>>>

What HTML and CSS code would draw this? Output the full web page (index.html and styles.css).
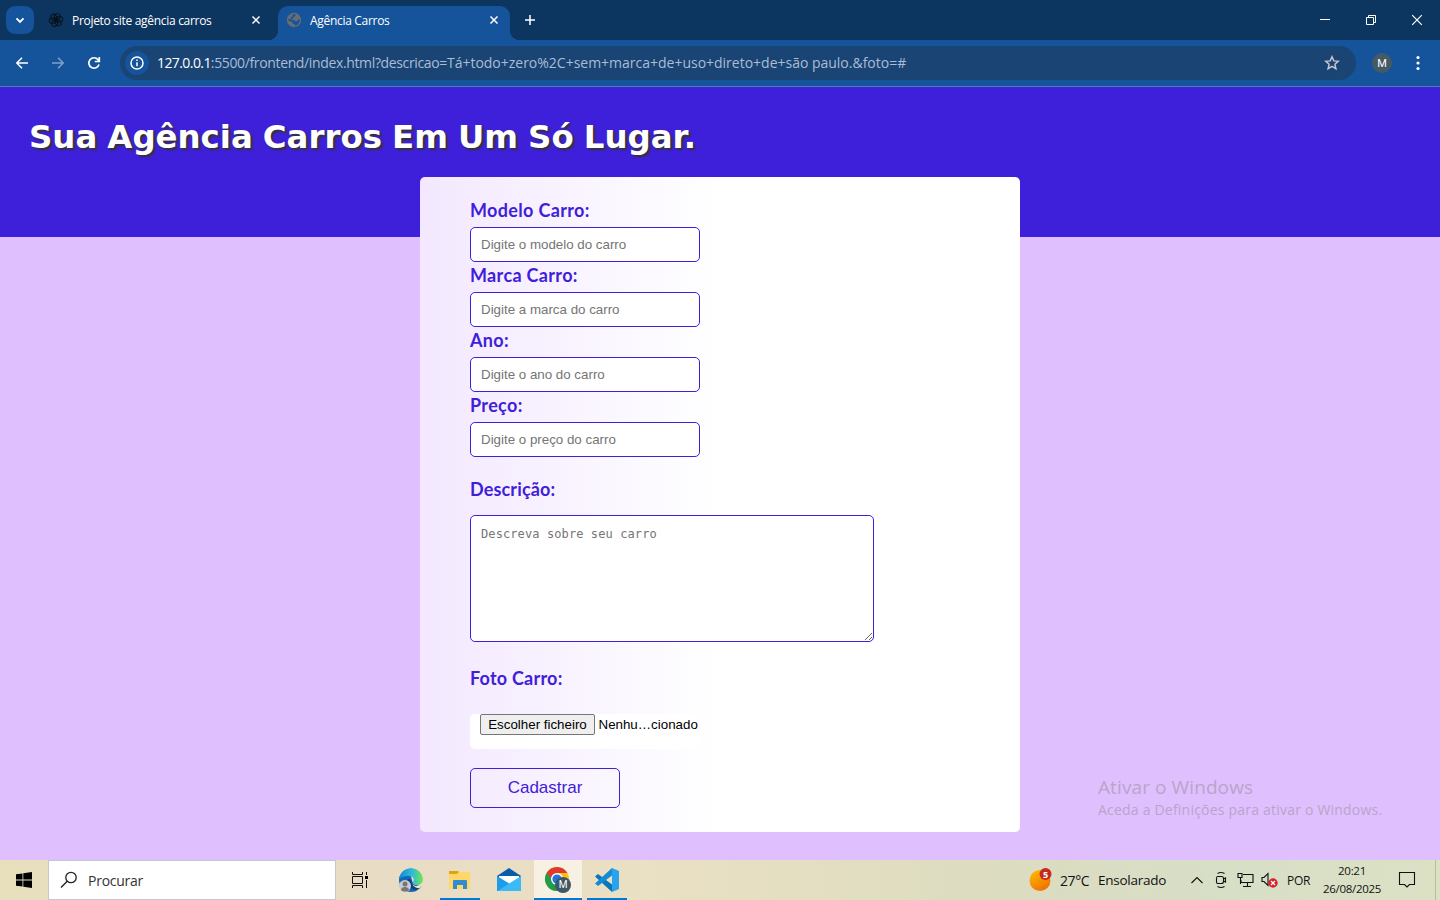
FILE: index.html
```html
<!DOCTYPE html>
<html lang="pt">
<head>
<meta charset="utf-8">
<title>Agência Carros</title>
<link rel="stylesheet" href="styles.css">
</head>
<body>
<div class="tabs">
  <div class="tab-search"><svg width="12" height="12" viewBox="0 0 12 12"><path d="M2.5 4.3 6 7.8l3.5-3.5" class="line bold"/></svg></div>
  <div class="tab">
    <svg class="favicon" width="16" height="16" viewBox="0 0 16 16"><g fill="none" stroke="#07121f" stroke-width="1"><ellipse cx="8" cy="5" rx="2.8" ry="3.8" transform="rotate(20 8 8)"/><ellipse cx="8" cy="5" rx="2.8" ry="3.8" transform="rotate(80 8 8)"/><ellipse cx="8" cy="5" rx="2.8" ry="3.8" transform="rotate(140 8 8)"/><ellipse cx="8" cy="5" rx="2.8" ry="3.8" transform="rotate(200 8 8)"/><ellipse cx="8" cy="5" rx="2.8" ry="3.8" transform="rotate(260 8 8)"/><ellipse cx="8" cy="5" rx="2.8" ry="3.8" transform="rotate(320 8 8)"/></g></svg>
    <span class="tab-title first">Projeto site agência carros</span>
    <svg class="close" width="10" height="10" viewBox="0 0 10 10"><path d="m1.5 1.5 7 7m0-7-7 7" class="line"/></svg>
  </div>
  <div class="tab active">
    <svg class="favicon" width="16" height="16" viewBox="0 0 16 16"><circle cx="8" cy="8" r="7.2" fill="#686d72"/><path d="M9.500 2.300 9.300 4.200 7.500 4.800 7.300 6.500 5.500 6.800 6 8 8.500 8 9.300 9.600 11.300 9.200 11.800 7.800 14 7.500 13.500 10.300 11.500 12.800 8.600 13.800 8.500 12 6.700 11.700 6.200 9.900 2.200 8.500 2.300 7 4.500 7.500 4.800 5.500 6.500 4.500 6.800 2.300Z" fill="#15549b"/></svg>
    <span class="tab-title second">Agência Carros</span>
    <svg class="close" width="10" height="10" viewBox="0 0 10 10"><path d="m1.500 1.500 7 7m0-7-7 7" class="line"/></svg>
  </div>
  <svg class="new-tab" width="12" height="12" viewBox="0 0 12 12"><path d="M6 1v10M1 6h10" class="line"/></svg>
  <div class="window-buttons">
    <svg width="10" height="10" viewBox="0 0 10 10"><path d="M0 4.5h10" class="line thin"/></svg>
    <svg width="10" height="10" viewBox="0 0 10 10"><path d="M2.500 2.500v-2h7v7h-2M.5 2.500h7v7h-7z" class="line thin"/></svg>
    <svg width="10" height="10" viewBox="0 0 10 10"><path d="m.2.2 9.600 9.600m0-9.600L.2 9.800" class="line close-window"/></svg>
  </div>
</div>
<div class="toolbar">
  <svg class="nav" width="16" height="16" viewBox="0 0 16 16"><path d="M14 8H2.800M8 2.800 2.800 8 8 13.200" class="line"/></svg>
  <svg class="nav dim" width="16" height="16" viewBox="0 0 16 16"><path d="M2 8h11.200M8 2.800 13.200 8 8 13.200" class="line"/></svg>
  <svg class="nav" width="16" height="16" viewBox="0 0 16 16"><path d="M13 9.500A5.200 5.200 0 1 1 12 4.600L13.300 6M13.300 2v4.500H8.800" class="line reload"/></svg>
  <div class="address">
    <span class="info"><svg width="14" height="14" viewBox="0 0 14 14"><circle cx="7" cy="7" r="6" class="line"/><path d="M7 6.300v4M7 3.400v1.500" class="line"/></svg></span>
    <span class="url"><b>127.0.0.1</b><span class="path">:5500/frontend/index.html?descricao=</span>Tá+todo+zero%2C+sem+marca+de+uso+direto+de+são paulo.&amp;foto=#</span>
    <svg width="16" height="16" viewBox="0 0 16 16"><path d="m8 1.800 1.800 4.100 4.400.4-3.300 3 1 4.400L8 11.400l-3.900 2.300 1-4.400-3.300-3 4.400-.4z" fill="none" stroke="#c5c8cf" stroke-width="1.500"/></svg>
  </div>
  <span class="profile">M</span>
  <svg class="kebab" width="4" height="16" viewBox="0 0 4 16"><circle cx="2" cy="2.500" r="1.600"/><circle cx="2" cy="8" r="1.600"/><circle cx="2" cy="13.500" r="1.600"/></svg>
</div>
<main class="page">
  <header class="hero"><h1>Sua Agência Carros Em Um Só Lugar.</h1></header>
  <form class="card">
    <label>Modelo Carro:</label>
    <input class="field" placeholder="Digite o modelo do carro">
    <label>Marca Carro:</label>
    <input class="field" placeholder="Digite a marca do carro">
    <label>Ano:</label>
    <input class="field" placeholder="Digite o ano do carro">
    <label>Preço:</label>
    <input class="field" placeholder="Digite o preço do carro">
    <label class="desc">Descrição:</label>
    <textarea class="field area" placeholder="Descreva sobre seu carro"></textarea>
    <label class="foto">Foto Carro:</label>
    <div class="file"><span class="choose">Escolher ficheiro</span><span class="chosen">Nenhu…cionado</span></div>
    <button class="submit" type="button">Cadastrar</button>
  </form>
  <div class="watermark"><div class="wm-title">Ativar o Windows</div><div class="wm-text">Aceda a Definições para ativar o Windows.</div></div>
</main>
<footer class="taskbar">
  <div class="start"><svg width="16" height="16" viewBox="0 0 16 16"><path d="M0 2.300 6.500 1.400V7.600H0zM7.300 1.300 16 0v7.600H7.300zM0 8.400h6.500v6.200L0 13.700zM7.300 8.400H16V16l-8.700-1.300z"/></svg></div>
  <div class="search"><svg width="18" height="18" viewBox="0 0 18 18"><circle cx="11" cy="6.500" r="5.200" fill="none" stroke="#222" stroke-width="1.300"/><path d="M7.200 10.300 1 16.500" stroke="#222" stroke-width="1.400"/></svg><span>Procurar</span></div>
  <div class="task view"><svg width="18" height="16" viewBox="0 0 18 16"><path d="M1.500 0v2.500h10V0M1.500 4.500h10v7h-10zM1.500 16v-2.500h10V16M15.500 0v3M15.500 8v8" fill="none" stroke="#111" stroke-width="1"/><path d="M14 4h3v3h-3z"/></svg></div>
  <div class="task edge"><svg width="24" height="24" viewBox="0 0 24 24"><defs><linearGradient id="eg" x1="0" x2="1"><stop stop-color="#1688d8"/><stop offset=".55" stop-color="#30bad7"/><stop offset="1" stop-color="#70e84b"/></linearGradient><clipPath id="ec"><circle cx="12" cy="12" r="12"/></clipPath></defs><g clip-path="url(#ec)"><path d="M0 8h12l2 8 10 3v5H0z" fill="#1467b8"/><path d="M0 12C0 4 6 0 12 0c7 0 12 5 12 11 0 4-3 6-6 6-3 0-5-1-4-3 2-3 0-6-4-6-5 0-9 1-10 4z" fill="url(#eg)"/><path d="M9 11c-2 3-1 8 4 10 4 2 8 0 10-3-4 2-9 1-10-4-.5-2-2-3-4-3z" fill="#103f83"/><path d="M12.500 13c0 4 4 6 8 4.500l3.500-1V19c-5 3-11 0-11.500-6z" fill="#e9e2c8"/></g><circle cx="6" cy="18" r="6" fill="#c8cbd0"/><circle cx="6" cy="16" r="2.500" fill="#777"/><path d="M2 22c0-4 8-4 8 0-2 2-6 2-8 0z" fill="#777"/></svg></div>
  <div class="task folder open"><svg width="22" height="20" viewBox="0 0 22 20"><path d="M0 1h9l2 2h10v6H0z" fill="#e1a20d"/><path d="M0 4h8l2-2h11v17H0z" fill="#ffd766"/><path d="M4 19v-8q0-1 1-1h12q1 0 1 1v8h-4v-4H8v4z" fill="#318bd3"/></svg></div>
  <div class="task mail"><svg width="24" height="24" viewBox="0 0 24 24"><path d="m0 8 12-8 12 8v15H0z" fill="#075dab"/><path d="M2 8h20v8H2z" fill="#fff"/><path d="m0 8 13 8L0 23z" fill="#1f9ce8"/><path d="m24 8-24 15h24z" fill="#3bbaf5"/></svg></div>
  <div class="task chrome open"><svg width="26" height="26" viewBox="0 0 26 26"><circle cx="12" cy="12" r="12" fill="#fbc116"/><path d="M12 12 1.600 6A12 12 0 0 0 12 24l5-9z" fill="#219b4c"/><path d="M1.600 6A12 12 0 0 1 22.400 6H12L7 12z" fill="#de3a2d"/><circle cx="12" cy="12" r="6" fill="#fff"/><circle cx="12" cy="12" r="4.600" fill="#2374e1"/><circle cx="18" cy="18" r="8" fill="#405765"/><text x="18" y="21.300" text-anchor="middle" class="badge-text">M</text></svg></div>
  <div class="task code open"><svg width="24" height="24" viewBox="0 0 24 24"><path d="M0 8.500 3 6 19 18l-2 6z" fill="#0876bd"/><path d="m0 15.500 3 2.500L19 6l-2-6z" fill="#168bd4"/><path d="m17 0 7 3v18l-7 3z" fill="#28a3ed"/></svg></div>
  <div class="weather"><svg width="24" height="24" viewBox="0 0 24 24"><defs><linearGradient id="sun" x1="0" y1="0" x2=".6" y2="1"><stop stop-color="#ffc000"/><stop offset="1" stop-color="#f07200"/></linearGradient></defs><circle cx="11" cy="12.500" r="10.500" fill="url(#sun)"/><circle cx="16.500" cy="6" r="6" fill="#c42b1c"/><text x="16.500" y="9.500" text-anchor="middle" class="alert-text">5</text></svg><span class="temp">27°C</span><span class="sky">Ensolarado</span></div>
  <div class="tray">
    <svg width="12" height="8" viewBox="0 0 12 8"><path d="m.5 7 5.500-5.500L11.500 7" class="ink"/></svg>
    <svg class="meet" width="12" height="16" viewBox="0 0 12 16"><path d="M2.500 1.500Q6-.5 9.500 1.500M2.500 14.500q3.500 2 7 0M2.500 4.500h4q2 0 2 2v3q0 2-2 2h-4q-1 0-1-2v-3q0-2 1-2M8.500 7l2-1v4l-2-1" class="ink"/></svg>
    <svg class="net" width="17" height="14" viewBox="0 0 17 14"><path d="M6 1.500h10v8H4V7M10.500 10v3M6 13.500h8M1 .500h4v4H1zM3.500 5v6" class="ink"/></svg>
    <svg class="sound" width="17" height="16" viewBox="0 0 17 16"><path d="M1 5.500h2l4-4v12l-4-4H1z" class="ink"/><circle cx="12" cy="11" r="4.700" fill="#d9202c"/><path d="m10 9 4 4m0-4-4 4" stroke="#fff" stroke-width="1.300"/></svg>
    <span class="lang">POR</span>
  </div>
  <div class="clock"><span class="time">20:21</span><span class="date">26/08/2025</span></div>
  <svg class="notify" width="16" height="16" viewBox="0 0 16 16"><path d="M.5.500h15v12h-5L8 15l-2.500-2.500h-5z" class="ink"/></svg>
  <span class="desktop-edge"></span>
</footer>
</body>
</html>
```

FILE: styles.css
```css
* { box-sizing: border-box; }
body { margin: 0; height: 900px; display: flex; flex-direction: column; overflow: hidden; font-family: "Open Sans", "Noto Sans", sans-serif; }
svg { display: block; flex: none; overflow: visible; }
.line { fill: none; stroke: #fff; stroke-width: 1.5; }
.bold { stroke-width: 1.9; }
.reload { stroke-width: 1.7; }
.thin { stroke-width: 1; }
.close-window { stroke-width: 1.2; }
.ink { fill: none; stroke: #111; stroke-width: 1.1; }
.tabs { height: 40px; flex: none; background: #0c355f; display: flex; align-items: center; padding-left: 6px; color: #fff; }
.tab-search { width: 28px; height: 28px; border-radius: 9px; background: #15549b; display: grid; place-items: center; }
.tab { width: 232px; height: 34px; margin-top: 6px; display: flex; align-items: center; padding: 0 11px 6px 8px; font-size: 12px; position: relative; white-space: nowrap; }
.tab:not(.active) { margin-left: 6px; }
.tab.active { background: #15549b; border-radius: 10px 10px 0 0; margin-left: 6px; }
.tab.active::before, .tab.active::after { content: ""; position: absolute; bottom: 0; width: 10px; height: 10px; }
.tab.active::before { left: -10px; background: radial-gradient(circle at 0 0, transparent 10px, #15549b 10.500px); }
.tab.active::after { right: -10px; background: radial-gradient(circle at 100% 0, transparent 10px, #15549b 10.500px); }
.tab-title { margin-left: 8px; letter-spacing: -.3px; }
.tab .close { margin-left: auto; }
.new-tab { margin-left: 14px; }
.window-buttons { margin-left: auto; display: flex; gap: 36px; padding-right: 18px; }
.toolbar { height: 47px; flex: none; background: #15549b; border-bottom: 1px solid #4c7eb4; display: flex; align-items: center; padding-left: 14px; }
.nav { margin-right: 20px; }
.nav.dim { opacity: .45; }
.address { width: 1236px; height: 34px; margin-left: -2px; border-radius: 17px; background: #194473; display: flex; align-items: center; padding: 0 16px 0 5px; }
.info { width: 24px; height: 24px; border-radius: 12px; background: #15549b; display: grid; place-items: center; }
.url { flex: 1; padding-left: 8px; color: #a9bdd6; font-size: 14px; line-height: 20px; letter-spacing: -.01px; white-space: nowrap; }
.url b { color: #fff; font-weight: 400; letter-spacing: -.58px; }
.url .path { letter-spacing: -.36px; }
.profile { width: 20px; height: 20px; margin-left: 16px; border-radius: 10px; background: #465a65; color: #fff; font: 11px/21px Roboto, sans-serif; text-align: center; }
.kebab { margin-left: 24px; fill: #fff; }
.page { height: 773px; flex: none; background: #e0bfff; position: relative; }
.hero { height: 150px; background: #3f20da; padding: 30px 29px 0; }
.hero h1 { margin: 0; color: #fff; font: bold 32.400px/41px "DejaVu Sans", sans-serif; word-spacing: -1.200px; text-shadow: 2px 2px 2px #333; white-space: nowrap; }
.card { width: 600px; height: 655px; margin: -60px auto 0; padding: 20px 50px; position: relative; border-radius: 5px; background: linear-gradient(90deg, #f3e8ff, #fff 50%); display: flex; flex-direction: column; align-items: flex-start; }
.card label { height: 30px; flex: none; color: #3f20da; font: bold 18px/26px Lato, sans-serif; letter-spacing: .34px; }
.field { width: 230px; height: 35px; flex: none; border: 1px solid #3f20da; border-radius: 5px; background: #fff; padding: 0 10px; font: 13.333px "Liberation Sans", sans-serif; }
.field::placeholder { color: #757575; }
.card label.desc { margin-top: 19px; height: 39px; letter-spacing: .15px; }
.area { width: 404px; height: 127px; padding: 10px; font: 12px/16px "DejaVu Sans Mono", monospace; letter-spacing: .1px; }
.card label.foto { margin-top: 23px; height: 49px; letter-spacing: .22px; }
.file { width: 230px; height: 35px; flex: none; background: #fff; border-radius: 5px; padding-left: 10px; display: flex; font: 13.333px/21px "Liberation Sans", sans-serif; white-space: nowrap; }
.choose { width: 115px; height: 21px; border: 1px solid #767676; border-radius: 2px; background: #efefef; line-height: 19px; text-align: center; }
.chosen { margin-left: 3.500px; }
.submit { width: 150px; height: 40px; flex: none; margin-top: 19px; border: 1px solid #3f20da; border-radius: 5px; background: transparent; color: #3f20da; font: 17px "Liberation Sans", sans-serif; }
.watermark { position: absolute; left: 1098px; top: 687px; color: #b8a5c8; white-space: nowrap; }
.wm-title { font-size: 19px; line-height: 27px; letter-spacing: .1px; }
.wm-text { font-size: 14px; line-height: 18px; letter-spacing: .21px; }
.taskbar { height: 40px; flex: none; background: linear-gradient(90deg, #e8dfbd, #e9dcc5 27%, #eae0c3 45%, #dcdcc0 70%, #d7dfc7 85%, #dce1c4); display: flex; align-items: center; color: #111; }
.start { width: 48px; display: grid; place-items: center; }
.search { width: 288px; height: 40px; border: 1px solid #c5c8c9; background: #fff; display: flex; align-items: center; padding-left: 11px; gap: 10px; font-size: 14px; letter-spacing: -.25px; color: #333; }
.task { width: 48px; height: 40px; display: grid; place-items: center; }
.edge { margin-left: 2px; padding-left: 1px; }
.folder { width: 40px; margin-left: 6px; }
.mail { margin-left: 5px; }
.chrome { width: 48px; margin-left: 1px; background: #f6f1e3; }
.code { width: 40px; margin-left: 5px; }
.open { border-bottom: 2px solid #0078d7; padding-top: 2px; }
.badge-text { fill: #fff; font: 10px Roboto, sans-serif; }
.alert-text { fill: #fff; font: bold 9px "Open Sans", sans-serif; }
.weather { margin-left: 402px; display: flex; align-items: center; font-size: 14px; white-space: nowrap; width: 162px; }
.temp { margin-left: 7px; width: 38px; letter-spacing: -.4px; }
.sky { font-size: 13.500px; letter-spacing: -.25px; }
.tray { display: flex; align-items: center; font-size: 12px; }
.meet { margin-left: 12px; }
.net { margin-left: 10px; }
.sound { margin-left: 7px; }
.lang { margin-left: 9px; width: 25px; letter-spacing: -.3px; }
.clock { width: 60px; margin-left: 10px; display: flex; flex-direction: column; align-items: center; font-size: 11.500px; line-height: 18px; letter-spacing: -.3px; white-space: nowrap; }
.notify { margin-left: 17px; }
.desktop-edge { width: 1px; height: 40px; margin-left: auto; margin-right: 4px; background: #b8bca7; }
```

<<<

REQUIRED TASK:
Scan the material above for the string "index" and report each line where you find it.

FINISHED TASK:
What HTML and CSS code would draw this? Output the full web page (index.html and styles.css).
FILE: index.html
    <span class="url"><b>127.0.0.1</b><span class="path">:5500/frontend/index.html?descricao=</span>Tá+todo+zero%2C+sem+marca+de+uso+direto+de+são paulo.&amp;foto=#</span>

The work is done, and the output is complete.